В своих Grundlagen des 19. Jahrhundens Чэмберлен видит в этой проблеме биологическое самоубийство вследствие безмерного бастар-дирования тогдашних народов, живших вдоль берегов Средиземного Моря. Я полагаю, что бастардирование, наоборот, делает людей слишком обыкновенными в их жизнерадостности. Скорее можно предположить, что особенно тонкие и духовно высокостоящие люди, приходили в отчаяние от ужасной разорванности того времени (которая была лишь выражением разорванности отдельного индивида) и стремились покончить со своей жизнью, чтобы в себе привести к смерти старую культуру с ее бесконечной греховностью.

87

Bucolia. Ecl. IV.

88

Справедливость-право, дочь Зевса и Фемиды покинула со времени золотого века огрубевшую землю.

89

Ср. Apuleius, Metamorph. lib. XI.

90

Матфей 10, 34.

91

Гёте: Фауст. Перевод Николая Холодковского под редакцией Петра Вейнберга.

92

Фауст один:

Готов я в дальний путь! Вот океан кристальный

Блестит у ног моих поверхностью зеркальной

И светит новый день в безвестной стороне!

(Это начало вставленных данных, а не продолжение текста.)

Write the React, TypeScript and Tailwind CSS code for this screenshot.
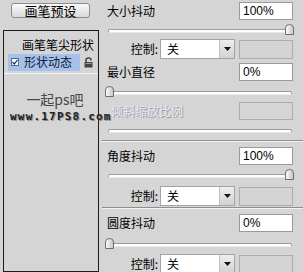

Вот колесница в пламени сиянья

Ко мне слетела! Предо мной эфир

И новый путь в пространствах мирозданья.

Туда готов лететь я-в новый мир,

О, наслаждение жизнью неземною!

Ты стоишь ли его, ты, жалкий червь земли?

Да, решено: оборотись спиною

К земному солнцу, что блестит вдали…

Фауст (во время прогулки):

О, дайте крылья мне, чтоб улететь с земли

И мчаться вслед за ним, в пути не уставая!

И я увидел бы средь золота лучей

У ног моих весь мир…

Предстали бы моря, заснувшие в тиши,

Пред изумленными глазами.

Уж солнце скрылось; но в душе больной

Растет опять могучее желанье……..

(Из этого ясно, что это тоже желание и тоже солнце).